4) MSU (Making Sh#* Up) every day
There is a time in the early stage of every company where you try a lot of things to see what works. If you’re an established company and every day your employees wait for your orders to execute your latest ideas, you’ve got a growth problem brewing. CEOs won’t admit this to me, but their leaders and employees always do.
When it’s all made up every day, no amount of tactical effort is going to help you scale past a certain point. Experienced investors want to see the foundation of strategic scalability with momentum, not tactical hyperactivity that won’t scale.
5) Not getting traction when you expand
When successful businesses expand and don’t experience the same success at the “next level,” something else is usually going on beyond tactical execution. This expansion could be a new region, a new product, going upmarket (selling to bigger businesses), new marketing tactics, a new sales team, a new marketing channel, etc.
Is your product or service really ideal for this new group? Do you need fundamentally different messages and channels to succeed in this new market? Do you have credibility in the new market that gets you in the right conversations?
6) Saying YES more than NO
I can test the maturity and growth potential of a company by how many times they say “No” rather than “Yes.” New companies that are finding their way and trying to survive say “Yes” to anything that moves. That’s not strategic and scalable. Your “solve every problem” and “close every prospect” attitude will become a problem when you want to grow.
Successful companies with traction, happy customers and growth potential actually say “No” far more often than “Yes.” They fiercely limit what they say “Yes” to so they can focus and create great results consistently.
7) Slow delivery of products and projects
As a business grows from the first few team members to 30-50 employees, the pace of execution and delivery tends to slow down. New product releases often take twice as long to deliver as expected (or worse, they get stuck and take much longer). New hires take longer to get up to speed. “Why is everything taking so long when we have so many people?” is a frustrating new reality for many companies.
Your team members probably didn’t get slower as you grew. Execution is just a little harder with additional complexities, higher quality standards and more people to coordinate.
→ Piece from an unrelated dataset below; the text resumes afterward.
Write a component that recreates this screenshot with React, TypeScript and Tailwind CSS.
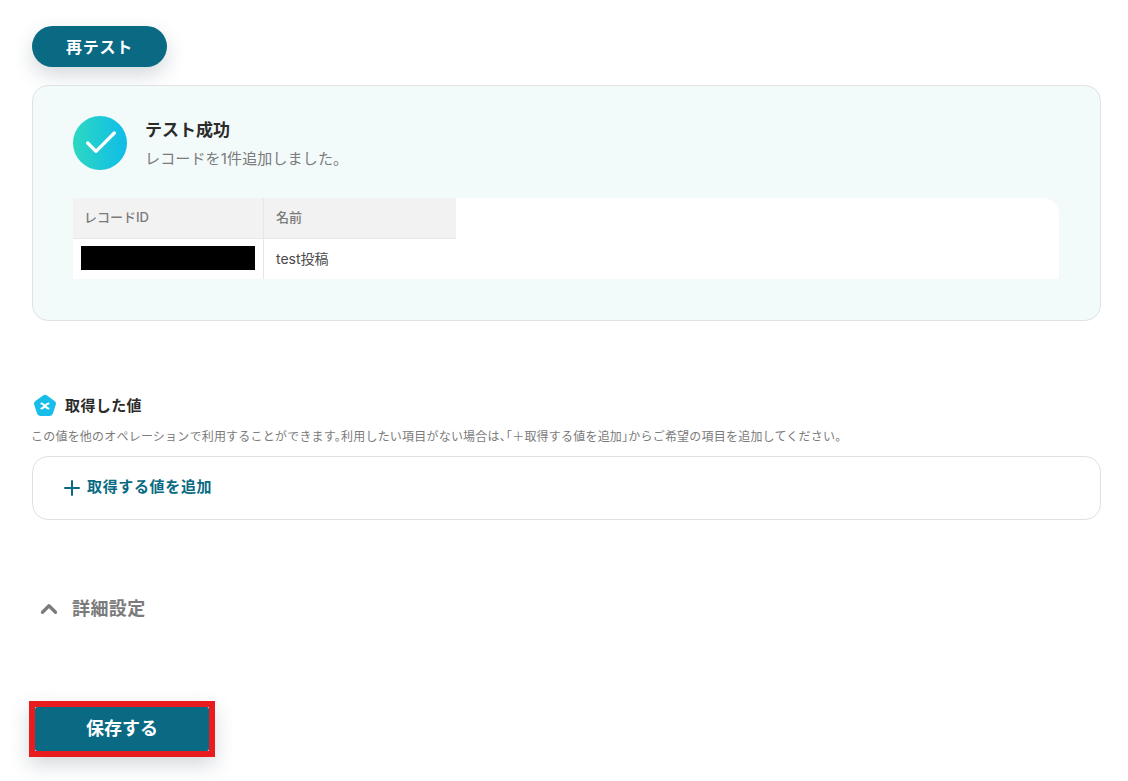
import { Check, ChevronUp, Plus } from "lucide-react";

const font = "font-['Inter','Noto_Sans_CJK_JP',sans-serif]";

export default function App() {
  return (
    <div className={`${font} h-[781px] overflow-hidden bg-white px-8 pt-[26px] text-[#2b2b2b]`}>
      <button className="flex h-[41px] w-[135px] items-center justify-center rounded-full bg-[#0a6a83] text-[16px] tracking-[0.75px] font-bold text-white shadow-[0_8px_20px_rgba(40,60,80,0.2)]">
        再テスト
      </button>

      <div className="mt-[18px] h-[236px] w-[1069px] rounded-2xl border border-[#dfe3e5] bg-[#f2fafa] px-10 pt-[30px]">
        <div className="flex gap-[18px]">
          <div className="flex h-[54px] w-[54px] items-center justify-center rounded-full bg-gradient-to-r from-[#2dd8c0] to-[#10bce8]">
            <Check className="ml-[2px] h-10 w-10 text-white" strokeWidth={2} />
          </div>
          <div>
            <div className="text-[17px] leading-[28px] font-semibold">テスト成功</div>
            <div className="mt-[2px] text-[15px] leading-[26px] tracking-[0.15px] text-[#7b7b7b]">レコードを1件追加しました。</div>
          </div>
        </div>

        <div className="mt-[26px] h-[81px] w-[986px] rounded-tr-2xl bg-white">
          <div className="flex h-[41px] w-[383px] border-b border-[#e6e6e6] bg-[#f2f2f2] text-[13px] font-medium text-[#7b7b7b]">
            <div className="flex w-[191px] items-center border-r border-[#e6e6e6] px-[11px]">レコードID</div>
            <div className="flex items-center px-3">名前</div>
          </div>
          <div className="flex h-10 text-[14px] text-[#4a4a4a]">
            <div className="flex w-[191px] items-center border-r border-[#e6e6e6] px-2 pb-[2px]">
              <div className="h-6 w-[174px] bg-black" />
            </div>
            <div className="flex items-center px-3 pb-[2px]">test投稿</div>
          </div>
        </div>
      </div>

      <div className="mt-[73px] flex h-6 items-center">
        <svg viewBox="0 0 24 24" className="ml-[1px] h-[24px] w-[24px]">
          <path
            d="M10 1.4a3.4 3.4 0 0 1 4 0l7.6 5.5a3.4 3.4 0 0 1 1.2 3.8l-2.9 8.9a3.4 3.4 0 0 1-3.2 2.4H7.300a3.400 3.400 0 0 1-3.200-2.400L1.200 10.700a3.400 3.400 0 0 1 1.200-3.800Z"
            fill="#18bdea"
          />
          <path d="M8.500 9.500c2.500 0 4.500 5 7 5M15.500 9.500c-2.500 0-4.500 5-7 5" stroke="#fff" strokeWidth={2.200} strokeLinecap="round" fill="none" />
        </svg>
        <span className="ml-2 text-[15px] tracking-[0.4px] font-semibold">取得した値</span>
      </div>
      <p className="mt-[11px] -ml-[1px] text-[12px] leading-4 tracking-[0.21px] whitespace-nowrap text-[#7b7b7b] [font-feature-settings:'halt']">
        この値を他のオペレーションで利用することができます。利用したい項目がない場合は、「＋取得する値を追加」からご希望の項目を追加してください。
      </p>
      <div className="mt-[11px] flex h-16 w-[1069px] items-center rounded-2xl border border-[#e0e0e0] px-[27px] text-[15px] tracking-[0.65px] font-semibold text-[#0a6a83]">
        <Plus className="h-6 w-6" strokeWidth={2} />
        <span className="ml-[3px] pb-[2px]">取得する値を追加</span>
      </div>

      <div className="mt-[76px] flex items-center text-[#7b7b7b]">
        <ChevronUp className="ml-[4px] h-[26px] w-[26px]" strokeWidth={3} />
        <span className="ml-[10px] text-[18px] leading-[26px] tracking-[0.4px] font-semibold">詳細設定</span>
      </div>

      <div className="mt-[79px] -ml-[3px] w-[186px] border-[6px] border-[#e81c1f] bg-white shadow-[0_8px_20px_rgba(40,60,80,0.2)]">
        <button className="flex h-11 w-full items-center justify-center rounded-[2px] bg-[#0a6a83] pb-[2px] text-[18px] font-bold text-white">
          保存する
        </button>
      </div>
    </div>
  );
}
If you don’t change your processes in very deliberate ways, the new tactical complexities can slow your delivery engine to a crawl. “Just enough” structure and process is needed, which takes some time to consider, develop and implement.
These are all difficult issues that require more than quick fixes, despite valiant efforts to overcome them with minor adjustments and additional effort.
Something deeper is going on that requires new strategies and approaches to make your tactical execution better and allow you to keep growing.
Be ready to make bigger strategic adjustments when you recognize the simple fixes aren’t solving the problem.